== SUPPLIED DATA ==
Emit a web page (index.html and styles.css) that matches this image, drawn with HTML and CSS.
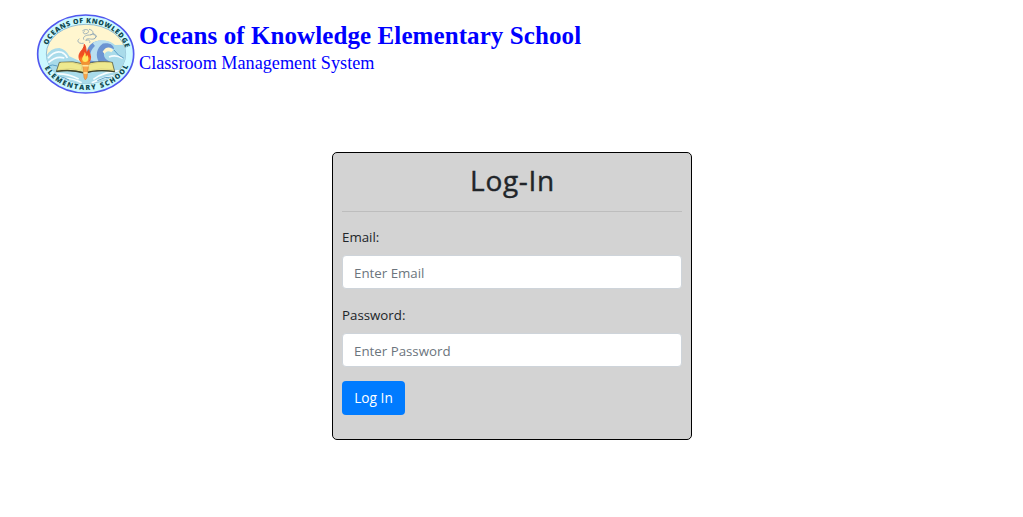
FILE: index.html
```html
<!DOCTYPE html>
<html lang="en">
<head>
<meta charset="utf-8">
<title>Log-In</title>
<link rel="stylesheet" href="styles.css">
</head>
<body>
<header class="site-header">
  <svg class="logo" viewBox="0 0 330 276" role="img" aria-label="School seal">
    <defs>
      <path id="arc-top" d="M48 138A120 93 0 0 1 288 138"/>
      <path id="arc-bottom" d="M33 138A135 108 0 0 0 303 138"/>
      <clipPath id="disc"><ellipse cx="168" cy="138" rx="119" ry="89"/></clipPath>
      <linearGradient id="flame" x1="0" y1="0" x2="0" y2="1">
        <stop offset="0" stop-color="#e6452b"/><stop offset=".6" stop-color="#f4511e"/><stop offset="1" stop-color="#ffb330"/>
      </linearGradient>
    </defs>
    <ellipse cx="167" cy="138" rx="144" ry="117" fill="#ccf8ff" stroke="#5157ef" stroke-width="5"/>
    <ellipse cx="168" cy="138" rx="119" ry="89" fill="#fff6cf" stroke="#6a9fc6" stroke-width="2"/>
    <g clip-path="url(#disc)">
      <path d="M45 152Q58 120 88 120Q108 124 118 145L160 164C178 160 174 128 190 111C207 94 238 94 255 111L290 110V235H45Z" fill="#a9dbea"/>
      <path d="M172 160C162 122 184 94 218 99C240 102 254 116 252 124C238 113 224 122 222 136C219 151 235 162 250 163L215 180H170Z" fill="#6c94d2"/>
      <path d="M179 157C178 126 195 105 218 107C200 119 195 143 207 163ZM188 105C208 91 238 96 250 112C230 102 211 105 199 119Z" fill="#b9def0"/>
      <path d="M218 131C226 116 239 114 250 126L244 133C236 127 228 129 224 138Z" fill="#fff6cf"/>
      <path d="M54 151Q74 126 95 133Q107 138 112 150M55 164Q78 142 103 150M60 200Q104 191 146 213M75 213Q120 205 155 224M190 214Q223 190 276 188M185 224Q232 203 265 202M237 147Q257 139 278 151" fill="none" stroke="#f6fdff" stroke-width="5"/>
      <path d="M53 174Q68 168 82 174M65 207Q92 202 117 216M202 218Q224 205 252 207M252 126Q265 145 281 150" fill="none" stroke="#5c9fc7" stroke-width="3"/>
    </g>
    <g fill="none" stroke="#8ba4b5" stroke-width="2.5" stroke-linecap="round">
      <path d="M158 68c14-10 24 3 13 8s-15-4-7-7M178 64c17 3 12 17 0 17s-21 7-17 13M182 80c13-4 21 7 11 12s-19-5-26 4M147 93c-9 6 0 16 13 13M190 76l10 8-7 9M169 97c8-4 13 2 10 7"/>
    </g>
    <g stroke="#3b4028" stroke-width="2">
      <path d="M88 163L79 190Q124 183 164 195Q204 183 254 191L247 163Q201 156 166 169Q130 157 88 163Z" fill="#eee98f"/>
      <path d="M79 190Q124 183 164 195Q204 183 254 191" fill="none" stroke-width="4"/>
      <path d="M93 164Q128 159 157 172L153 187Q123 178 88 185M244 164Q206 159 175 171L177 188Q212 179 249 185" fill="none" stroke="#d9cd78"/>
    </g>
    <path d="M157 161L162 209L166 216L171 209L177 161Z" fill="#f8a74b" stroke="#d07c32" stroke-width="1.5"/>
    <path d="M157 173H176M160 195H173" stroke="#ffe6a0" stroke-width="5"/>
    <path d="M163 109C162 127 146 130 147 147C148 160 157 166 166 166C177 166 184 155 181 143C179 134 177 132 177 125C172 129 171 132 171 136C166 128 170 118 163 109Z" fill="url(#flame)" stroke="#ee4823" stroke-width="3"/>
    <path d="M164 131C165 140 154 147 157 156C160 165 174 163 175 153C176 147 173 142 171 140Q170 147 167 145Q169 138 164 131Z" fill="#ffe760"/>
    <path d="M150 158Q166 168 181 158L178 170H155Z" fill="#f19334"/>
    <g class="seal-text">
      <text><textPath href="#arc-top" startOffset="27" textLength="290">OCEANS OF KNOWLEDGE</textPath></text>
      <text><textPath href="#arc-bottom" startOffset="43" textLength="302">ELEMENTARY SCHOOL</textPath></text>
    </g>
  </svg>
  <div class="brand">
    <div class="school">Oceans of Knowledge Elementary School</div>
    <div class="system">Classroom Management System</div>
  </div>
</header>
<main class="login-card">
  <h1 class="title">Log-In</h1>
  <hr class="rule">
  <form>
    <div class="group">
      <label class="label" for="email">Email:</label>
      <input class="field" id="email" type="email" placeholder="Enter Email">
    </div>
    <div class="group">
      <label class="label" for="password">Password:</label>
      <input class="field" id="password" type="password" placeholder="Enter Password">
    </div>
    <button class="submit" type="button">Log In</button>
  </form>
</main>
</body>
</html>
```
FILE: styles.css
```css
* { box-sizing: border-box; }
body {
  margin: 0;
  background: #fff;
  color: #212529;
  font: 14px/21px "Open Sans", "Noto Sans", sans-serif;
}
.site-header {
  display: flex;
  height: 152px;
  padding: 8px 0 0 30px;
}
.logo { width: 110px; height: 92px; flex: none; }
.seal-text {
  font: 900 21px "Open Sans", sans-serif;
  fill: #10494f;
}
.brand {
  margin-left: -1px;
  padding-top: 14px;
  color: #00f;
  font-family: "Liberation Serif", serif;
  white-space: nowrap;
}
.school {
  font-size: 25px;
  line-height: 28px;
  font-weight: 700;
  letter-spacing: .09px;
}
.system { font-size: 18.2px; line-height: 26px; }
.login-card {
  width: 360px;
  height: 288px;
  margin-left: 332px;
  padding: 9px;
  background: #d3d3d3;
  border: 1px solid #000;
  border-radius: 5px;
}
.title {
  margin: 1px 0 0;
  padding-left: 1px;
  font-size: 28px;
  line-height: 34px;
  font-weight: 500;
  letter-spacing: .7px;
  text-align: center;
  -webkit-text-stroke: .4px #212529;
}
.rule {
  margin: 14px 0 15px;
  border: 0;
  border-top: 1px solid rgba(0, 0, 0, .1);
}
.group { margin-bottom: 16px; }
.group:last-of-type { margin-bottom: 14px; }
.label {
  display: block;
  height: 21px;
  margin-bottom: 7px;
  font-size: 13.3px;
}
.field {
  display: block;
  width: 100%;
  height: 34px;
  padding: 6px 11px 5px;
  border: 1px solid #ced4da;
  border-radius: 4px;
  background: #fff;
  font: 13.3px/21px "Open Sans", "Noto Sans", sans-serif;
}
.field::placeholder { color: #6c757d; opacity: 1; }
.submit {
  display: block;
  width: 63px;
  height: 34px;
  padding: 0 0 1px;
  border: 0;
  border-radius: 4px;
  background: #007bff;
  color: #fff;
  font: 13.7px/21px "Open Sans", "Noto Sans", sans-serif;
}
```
===
WORK TO DO.
Copy the listing over exactly, skipping the pictures it holds.

TASK ANSWER.
Emit a web page (index.html and styles.css) that matches this image, drawn with HTML and CSS.
FILE: index.html
```html
<!DOCTYPE html>
<html lang="en">
<head>
<meta charset="utf-8">
<title>Log-In</title>
<link rel="stylesheet" href="styles.css">
</head>
<body>
<header class="site-header">
  <svg class="logo" viewBox="0 0 330 276" role="img" aria-label="School seal">
    <defs>
      <path id="arc-top" d="M48 138A120 93 0 0 1 288 138"/>
      <path id="arc-bottom" d="M33 138A135 108 0 0 0 303 138"/>
      <clipPath id="disc"><ellipse cx="168" cy="138" rx="119" ry="89"/></clipPath>
      <linearGradient id="flame" x1="0" y1="0" x2="0" y2="1">
        <stop offset="0" stop-color="#e6452b"/><stop offset=".6" stop-color="#f4511e"/><stop offset="1" stop-color="#ffb330"/>
      </linearGradient>
    </defs>
    <ellipse cx="167" cy="138" rx="144" ry="117" fill="#ccf8ff" stroke="#5157ef" stroke-width="5"/>
    <ellipse cx="168" cy="138" rx="119" ry="89" fill="#fff6cf" stroke="#6a9fc6" stroke-width="2"/>
    <g clip-path="url(#disc)">
      <path d="M45 152Q58 120 88 120Q108 124 118 145L160 164C178 160 174 128 190 111C207 94 238 94 255 111L290 110V235H45Z" fill="#a9dbea"/>
      <path d="M172 160C162 122 184 94 218 99C240 102 254 116 252 124C238 113 224 122 222 136C219 151 235 162 250 163L215 180H170Z" fill="#6c94d2"/>
      <path d="M179 157C178 126 195 105 218 107C200 119 195 143 207 163ZM188 105C208 91 238 96 250 112C230 102 211 105 199 119Z" fill="#b9def0"/>
      <path d="M218 131C226 116 239 114 250 126L244 133C236 127 228 129 224 138Z" fill="#fff6cf"/>
      <path d="M54 151Q74 126 95 133Q107 138 112 150M55 164Q78 142 103 150M60 200Q104 191 146 213M75 213Q120 205 155 224M190 214Q223 190 276 188M185 224Q232 203 265 202M237 147Q257 139 278 151" fill="none" stroke="#f6fdff" stroke-width="5"/>
      <path d="M53 174Q68 168 82 174M65 207Q92 202 117 216M202 218Q224 205 252 207M252 126Q265 145 281 150" fill="none" stroke="#5c9fc7" stroke-width="3"/>
    </g>
    <g fill="none" stroke="#8ba4b5" stroke-width="2.5" stroke-linecap="round">
      <path d="M158 68c14-10 24 3 13 8s-15-4-7-7M178 64c17 3 12 17 0 17s-21 7-17 13M182 80c13-4 21 7 11 12s-19-5-26 4M147 93c-9 6 0 16 13 13M190 76l10 8-7 9M169 97c8-4 13 2 10 7"/>
    </g>
    <g stroke="#3b4028" stroke-width="2">
      <path d="M88 163L79 190Q124 183 164 195Q204 183 254 191L247 163Q201 156 166 169Q130 157 88 163Z" fill="#eee98f"/>
      <path d="M79 190Q124 183 164 195Q204 183 254 191" fill="none" stroke-width="4"/>
      <path d="M93 164Q128 159 157 172L153 187Q123 178 88 185M244 164Q206 159 175 171L177 188Q212 179 249 185" fill="none" stroke="#d9cd78"/>
    </g>
    <path d="M157 161L162 209L166 216L171 209L177 161Z" fill="#f8a74b" stroke="#d07c32" stroke-width="1.5"/>
    <path d="M157 173H176M160 195H173" stroke="#ffe6a0" stroke-width="5"/>
    <path d="M163 109C162 127 146 130 147 147C148 160 157 166 166 166C177 166 184 155 181 143C179 134 177 132 177 125C172 129 171 132 171 136C166 128 170 118 163 109Z" fill="url(#flame)" stroke="#ee4823" stroke-width="3"/>
    <path d="M164 131C165 140 154 147 157 156C160 165 174 163 175 153C176 147 173 142 171 140Q170 147 167 145Q169 138 164 131Z" fill="#ffe760"/>
    <path d="M150 158Q166 168 181 158L178 170H155Z" fill="#f19334"/>
    <g class="seal-text">
      <text><textPath href="#arc-top" startOffset="27" textLength="290">OCEANS OF KNOWLEDGE</textPath></text>
      <text><textPath href="#arc-bottom" startOffset="43" textLength="302">ELEMENTARY SCHOOL</textPath></text>
    </g>
  </svg>
  <div class="brand">
    <div class="school">Oceans of Knowledge Elementary School</div>
    <div class="system">Classroom Management System</div>
  </div>
</header>
<main class="login-card">
  <h1 class="title">Log-In</h1>
  <hr class="rule">
  <form>
    <div class="group">
      <label class="label" for="email">Email:</label>
      <input class="field" id="email" type="email" placeholder="Enter Email">
    </div>
    <div class="group">
      <label class="label" for="password">Password:</label>
      <input class="field" id="password" type="password" placeholder="Enter Password">
    </div>
    <button class="submit" type="button">Log In</button>
  </form>
</main>
</body>
</html>
```
FILE: styles.css
```css
* { box-sizing: border-box; }
body {
  margin: 0;
  background: #fff;
  color: #212529;
  font: 14px/21px "Open Sans", "Noto Sans", sans-serif;
}
.site-header {
  display: flex;
  height: 152px;
  padding: 8px 0 0 30px;
}
.logo { width: 110px; height: 92px; flex: none; }
.seal-text {
  font: 900 21px "Open Sans", sans-serif;
  fill: #10494f;
}
.brand {
  margin-left: -1px;
  padding-top: 14px;
  color: #00f;
  font-family: "Liberation Serif", serif;
  white-space: nowrap;
}
.school {
  font-size: 25px;
  line-height: 28px;
  font-weight: 700;
  letter-spacing: .09px;
}
.system { font-size: 18.2px; line-height: 26px; }
.login-card {
  width: 360px;
  height: 288px;
  margin-left: 332px;
  padding: 9px;
  background: #d3d3d3;
  border: 1px solid #000;
  border-radius: 5px;
}
.title {
  margin: 1px 0 0;
  padding-left: 1px;
  font-size: 28px;
  line-height: 34px;
  font-weight: 500;
  letter-spacing: .7px;
  text-align: center;
  -webkit-text-stroke: .4px #212529;
}
.rule {
  margin: 14px 0 15px;
  border: 0;
  border-top: 1px solid rgba(0, 0, 0, .1);
}
.group { margin-bottom: 16px; }
.group:last-of-type { margin-bottom: 14px; }
.label {
  display: block;
  height: 21px;
  margin-bottom: 7px;
  font-size: 13.3px;
}
.field {
  display: block;
  width: 100%;
  height: 34px;
  padding: 6px 11px 5px;
  border: 1px solid #ced4da;
  border-radius: 4px;
  background: #fff;
  font: 13.3px/21px "Open Sans", "Noto Sans", sans-serif;
}
.field::placeholder { color: #6c757d; opacity: 1; }
.submit {
  display: block;
  width: 63px;
  height: 34px;
  padding: 0 0 1px;
  border: 0;
  border-radius: 4px;
  background: #007bff;
  color: #fff;
  font: 13.7px/21px "Open Sans", "Noto Sans", sans-serif;
}
```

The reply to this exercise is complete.